Une équipe de l’Université de Genève a découvert les mécanismes de régulation de la formation de la couche protectrice des racines des plantes.
Les plantes s’adaptent à leurs besoins nutritionnels en modifiant la perméabilité de leurs racines, via la production ou la dégradation d’une couche semblable au liège, la subérine. En s’intéressant à la régulation de cette couche protectrice chez l’Arabette des dames (Arabidopsis thaliana), une équipe internationale, dirigée par des scientifiques de l’Université de Genève (UNIGE), a découvert quatre facteurs moléculaires responsables de l’activation génétique de la subérine. Leur identification a permis de produire des plantes aux racines continuellement recouvertes - ou au contraire totalement dépourvues - de subérine. Celles-ci constituent des outils d’intérêt majeur pour la sélection de plantes plus résistantes aux stress environnementaux. Ces travaux sont à lire dans la revue Proceedings of the National Academy of Sciences (PNAS).
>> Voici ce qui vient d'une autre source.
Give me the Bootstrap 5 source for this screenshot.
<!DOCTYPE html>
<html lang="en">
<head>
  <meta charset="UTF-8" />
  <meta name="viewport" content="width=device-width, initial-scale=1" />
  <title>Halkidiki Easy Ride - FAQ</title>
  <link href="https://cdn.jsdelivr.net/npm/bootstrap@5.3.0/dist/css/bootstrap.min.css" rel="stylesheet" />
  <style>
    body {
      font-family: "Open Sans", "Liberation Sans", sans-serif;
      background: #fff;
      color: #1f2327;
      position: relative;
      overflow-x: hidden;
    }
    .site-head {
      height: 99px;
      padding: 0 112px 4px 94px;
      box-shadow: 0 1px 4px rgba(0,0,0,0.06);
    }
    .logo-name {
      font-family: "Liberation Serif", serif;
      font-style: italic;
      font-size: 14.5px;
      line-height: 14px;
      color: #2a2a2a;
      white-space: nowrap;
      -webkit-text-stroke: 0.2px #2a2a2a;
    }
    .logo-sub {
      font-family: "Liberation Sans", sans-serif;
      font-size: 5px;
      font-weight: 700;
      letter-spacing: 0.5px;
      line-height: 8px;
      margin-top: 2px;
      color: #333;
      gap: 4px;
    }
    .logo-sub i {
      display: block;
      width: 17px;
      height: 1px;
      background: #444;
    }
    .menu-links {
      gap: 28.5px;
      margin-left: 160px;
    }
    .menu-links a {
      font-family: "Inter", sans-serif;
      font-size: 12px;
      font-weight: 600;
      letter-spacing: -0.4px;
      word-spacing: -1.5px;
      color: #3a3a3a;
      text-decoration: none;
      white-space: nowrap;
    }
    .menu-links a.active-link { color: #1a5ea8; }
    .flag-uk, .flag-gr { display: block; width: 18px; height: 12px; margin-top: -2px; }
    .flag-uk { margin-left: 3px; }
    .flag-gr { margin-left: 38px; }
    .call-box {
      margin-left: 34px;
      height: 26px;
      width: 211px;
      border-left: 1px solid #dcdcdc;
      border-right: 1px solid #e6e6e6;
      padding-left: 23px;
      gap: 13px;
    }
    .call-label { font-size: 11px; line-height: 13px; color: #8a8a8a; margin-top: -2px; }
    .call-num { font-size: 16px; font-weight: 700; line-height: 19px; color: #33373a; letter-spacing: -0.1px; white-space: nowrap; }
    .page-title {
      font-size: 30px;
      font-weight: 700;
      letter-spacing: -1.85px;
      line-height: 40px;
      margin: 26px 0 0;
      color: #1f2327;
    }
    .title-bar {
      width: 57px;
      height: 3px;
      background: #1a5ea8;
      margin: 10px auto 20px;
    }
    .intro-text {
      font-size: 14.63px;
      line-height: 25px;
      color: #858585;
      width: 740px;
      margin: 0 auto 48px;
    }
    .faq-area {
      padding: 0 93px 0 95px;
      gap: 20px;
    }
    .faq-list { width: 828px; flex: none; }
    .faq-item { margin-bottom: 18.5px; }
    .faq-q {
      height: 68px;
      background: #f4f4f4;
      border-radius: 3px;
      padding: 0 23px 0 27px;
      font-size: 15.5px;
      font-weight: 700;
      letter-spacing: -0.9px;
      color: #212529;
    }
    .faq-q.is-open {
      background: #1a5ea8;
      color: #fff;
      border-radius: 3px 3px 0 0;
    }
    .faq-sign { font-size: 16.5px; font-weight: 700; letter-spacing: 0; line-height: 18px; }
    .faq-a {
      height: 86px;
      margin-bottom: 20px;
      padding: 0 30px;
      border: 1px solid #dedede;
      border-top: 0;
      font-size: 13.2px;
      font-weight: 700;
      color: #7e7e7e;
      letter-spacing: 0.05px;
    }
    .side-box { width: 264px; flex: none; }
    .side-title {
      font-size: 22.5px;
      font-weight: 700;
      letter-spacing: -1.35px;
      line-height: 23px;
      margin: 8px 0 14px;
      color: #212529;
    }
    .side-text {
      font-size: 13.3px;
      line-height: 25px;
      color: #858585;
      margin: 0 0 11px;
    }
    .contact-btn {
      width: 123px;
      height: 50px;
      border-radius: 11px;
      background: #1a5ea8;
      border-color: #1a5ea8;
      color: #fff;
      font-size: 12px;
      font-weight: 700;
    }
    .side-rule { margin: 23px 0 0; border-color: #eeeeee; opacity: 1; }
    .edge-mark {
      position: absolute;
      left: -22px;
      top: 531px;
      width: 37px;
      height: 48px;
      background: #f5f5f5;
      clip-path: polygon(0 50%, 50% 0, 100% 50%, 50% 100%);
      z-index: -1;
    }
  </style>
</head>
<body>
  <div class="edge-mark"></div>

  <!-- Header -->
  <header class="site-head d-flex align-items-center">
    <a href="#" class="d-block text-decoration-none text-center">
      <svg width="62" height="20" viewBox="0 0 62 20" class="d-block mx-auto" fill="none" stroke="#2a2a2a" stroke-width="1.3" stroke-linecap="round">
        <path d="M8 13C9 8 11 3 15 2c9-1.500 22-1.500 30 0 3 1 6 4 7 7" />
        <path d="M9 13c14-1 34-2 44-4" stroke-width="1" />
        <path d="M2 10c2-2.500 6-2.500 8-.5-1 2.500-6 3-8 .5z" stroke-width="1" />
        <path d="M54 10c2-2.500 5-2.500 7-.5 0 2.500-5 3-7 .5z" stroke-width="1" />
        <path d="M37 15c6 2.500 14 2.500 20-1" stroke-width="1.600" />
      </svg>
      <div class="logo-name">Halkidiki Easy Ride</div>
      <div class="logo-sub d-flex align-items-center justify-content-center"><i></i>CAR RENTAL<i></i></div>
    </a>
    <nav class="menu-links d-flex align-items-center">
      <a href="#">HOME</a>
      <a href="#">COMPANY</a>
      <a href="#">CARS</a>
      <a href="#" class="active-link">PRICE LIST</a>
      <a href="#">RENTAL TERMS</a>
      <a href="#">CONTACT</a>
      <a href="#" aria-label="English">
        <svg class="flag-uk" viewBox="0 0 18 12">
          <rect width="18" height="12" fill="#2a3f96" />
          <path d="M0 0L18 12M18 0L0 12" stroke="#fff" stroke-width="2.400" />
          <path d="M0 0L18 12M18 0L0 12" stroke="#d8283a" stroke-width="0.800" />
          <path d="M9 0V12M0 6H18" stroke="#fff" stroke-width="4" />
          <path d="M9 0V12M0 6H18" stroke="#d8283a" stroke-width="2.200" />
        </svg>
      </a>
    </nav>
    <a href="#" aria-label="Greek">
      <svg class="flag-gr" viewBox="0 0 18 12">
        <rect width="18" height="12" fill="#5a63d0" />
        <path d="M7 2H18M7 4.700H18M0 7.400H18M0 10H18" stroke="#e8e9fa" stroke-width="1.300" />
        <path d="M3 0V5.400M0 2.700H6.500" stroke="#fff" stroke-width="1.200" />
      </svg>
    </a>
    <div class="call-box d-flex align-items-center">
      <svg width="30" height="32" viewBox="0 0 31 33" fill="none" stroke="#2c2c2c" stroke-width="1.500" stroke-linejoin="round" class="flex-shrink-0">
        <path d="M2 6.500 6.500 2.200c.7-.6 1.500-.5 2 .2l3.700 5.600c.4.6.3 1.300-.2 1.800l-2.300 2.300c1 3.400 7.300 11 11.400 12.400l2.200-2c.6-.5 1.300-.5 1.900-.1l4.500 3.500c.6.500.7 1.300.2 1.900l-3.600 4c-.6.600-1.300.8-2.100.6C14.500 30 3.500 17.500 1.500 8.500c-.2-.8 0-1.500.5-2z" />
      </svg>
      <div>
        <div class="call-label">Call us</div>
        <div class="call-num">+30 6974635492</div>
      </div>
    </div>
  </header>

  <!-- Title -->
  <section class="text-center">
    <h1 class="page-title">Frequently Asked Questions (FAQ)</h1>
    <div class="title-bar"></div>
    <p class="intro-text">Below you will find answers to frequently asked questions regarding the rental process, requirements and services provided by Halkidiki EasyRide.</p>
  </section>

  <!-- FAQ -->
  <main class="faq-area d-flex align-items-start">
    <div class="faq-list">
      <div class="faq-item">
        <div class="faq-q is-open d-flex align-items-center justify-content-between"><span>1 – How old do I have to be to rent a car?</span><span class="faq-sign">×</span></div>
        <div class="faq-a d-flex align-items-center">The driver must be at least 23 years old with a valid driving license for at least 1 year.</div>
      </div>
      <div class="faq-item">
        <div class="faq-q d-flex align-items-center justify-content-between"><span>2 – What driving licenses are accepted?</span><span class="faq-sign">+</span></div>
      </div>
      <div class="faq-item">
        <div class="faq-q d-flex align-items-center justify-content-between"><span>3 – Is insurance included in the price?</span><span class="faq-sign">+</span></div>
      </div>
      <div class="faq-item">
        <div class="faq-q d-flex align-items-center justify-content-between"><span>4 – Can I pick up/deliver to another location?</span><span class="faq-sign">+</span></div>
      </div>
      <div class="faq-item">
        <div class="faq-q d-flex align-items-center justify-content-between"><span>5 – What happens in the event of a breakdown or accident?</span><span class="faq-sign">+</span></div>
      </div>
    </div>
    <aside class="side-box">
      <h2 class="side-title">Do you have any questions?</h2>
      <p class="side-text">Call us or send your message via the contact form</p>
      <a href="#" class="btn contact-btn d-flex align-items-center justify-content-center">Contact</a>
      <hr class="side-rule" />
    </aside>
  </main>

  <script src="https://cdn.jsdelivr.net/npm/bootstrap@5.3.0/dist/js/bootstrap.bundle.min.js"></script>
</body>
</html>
L’absorption par les racines des éléments nutritifs et de l’eau présents dans le sol doit être sélective, en particulier lorsque l’environnement est toxique pour la plante. La subérine, présente au niveau des racines des plantes, est une substance composée de lipides qui joue le rôle de barrière protectrice contre les différents stress de l’environnement. En effet, une étude précédente de Marie Barberon, professeure au Département de botanique et biologie végétale de la Faculté des sciences de l’Université de Genève, a montré que la subérine - constituant principal du liège - peut recouvrir les parois cellulaires, ou au contraire être dégradée pour modifier la perméabilité des racines aux nutriments présents dans l’environnement. La couche de subérine protège ainsi la plante contre les pertes en eau, la présence d’éléments toxiques tels que le sel ou le cadmium, mais permet aussi d’optimiser l’acquisition des nutriments nécessaires à la croissance.
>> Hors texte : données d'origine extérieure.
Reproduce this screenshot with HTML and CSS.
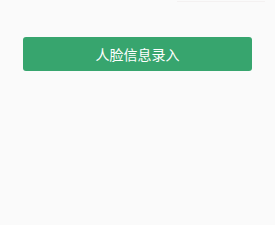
FILE: index.html
```html
<!DOCTYPE html>
<html lang="zh-CN">

<head>
    <meta charset="UTF-8">
    <meta name="viewport" content="width=device-width, initial-scale=1.0">
    <title>人脸信息录入</title>
    <link rel="stylesheet" href="styles.css">
</head>

<body>
    <div class="top">
        <div class="top_line"></div>
    </div>
    <div class="page">
        <button type="button" class="btn">人脸信息录入</button>
    </div>
</body>

</html>
```

FILE: styles.css
```css
* {
    margin: 0;
    padding: 0;
    border: 0 none;
    outline-style: none;
}

html,
body {
    height: 100%;
}

body {
    background-color: #fafafa;
    font-family: "Noto Sans CJK SC", "Liberation Sans", sans-serif;
}

.top {
    display: flex;
    justify-content: flex-end;
    padding: 1px 10px 0 0;
}

.top_line {
    width: 88px;
    height: 1px;
    background-color: #f4f1f1;
}

.page {
    padding: 35px 23px 0;
}

.btn {
    display: block;
    width: 100%;
    height: 34px;
    border-radius: 3px;
    background-color: #37a56e;
    color: #fff;
    font-size: 14px;
    font-family: "Noto Sans CJK SC", "Liberation Sans", sans-serif;
    cursor: pointer;
}
```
Quatre facteurs clés chez l’Arabette des dames
Afin de comprendre comment est régulée la présence de la subérine, une équipe internationale, dirigée par Marie Barberon, s’est intéressée à certains régulateurs présents dans l’endoderme, la couche de cellules qui entoure les vaisseaux transportant la sève et qui fabrique la subérine. Cette étude a été réalisée dans l’organisme modèle le plus utilisé par les botanistes, l’Arabette des dames. «Nous avons pu nous servir d’une des caractéristiques de cette plante, à savoir la transparence de ses racines, pour observer directement en microscopie la présence ou non de la subérine après coloration et ainsi identifier les protéines essentielles à sa production», explique Vinay Shukla, chercheur au Département de botanique et biologie végétale et premier auteur de cette étude. C’est ainsi que les biologistes ont pu déterminer les quatre principales protéines responsables de la formation de la subérine. «Nous avons ainsi obtenu des plantes dont les racines sont toujours recouvertes de subérine. A l’aide de la technique CRISPR/Cas9, nous avons également généré un quadruple mutant pour ces protéines qui est incapable de produire la subérine», poursuit Vinay Shukla.
Un pas dans la direction de plantes super-résistantes
Ces Arabettes modifiées ont ensuite été cultivées dans des milieux avec différentes teneurs en sodium, un élément nutritif contenu dans le sel et nécessaire à la croissance des plantes, mais qui peut devenir toxique s’il est présent dans les sols en concentration trop élevée. «Nous avons observé que les plantes dont les racines sont continuellement recouvertes de subérine absorbent moins le sodium que celles qui en sont dépourvues. En revanche, ces dernières résistent moins bien aux concentrations toxiques», commente Marie Barberon.
Cette découverte des facteurs clés de la régulation de la formation de subérine dans les racines va permettre de disposer d’outils génétiques précieux pour étudier plus précisément son rôle dans le maintien de l’équilibre en nutriments chez les végétaux, mais aussi dans la résistance aux stress salins, à la sécheresse ou encore aux inondations. Ces résultats pourraient avoir un impact considérable chez les plantes d’intérêt agronomique, en permettant à l’avenir de sélectionner des plantes qui résistent mieux aux conditions environnementales défavorables.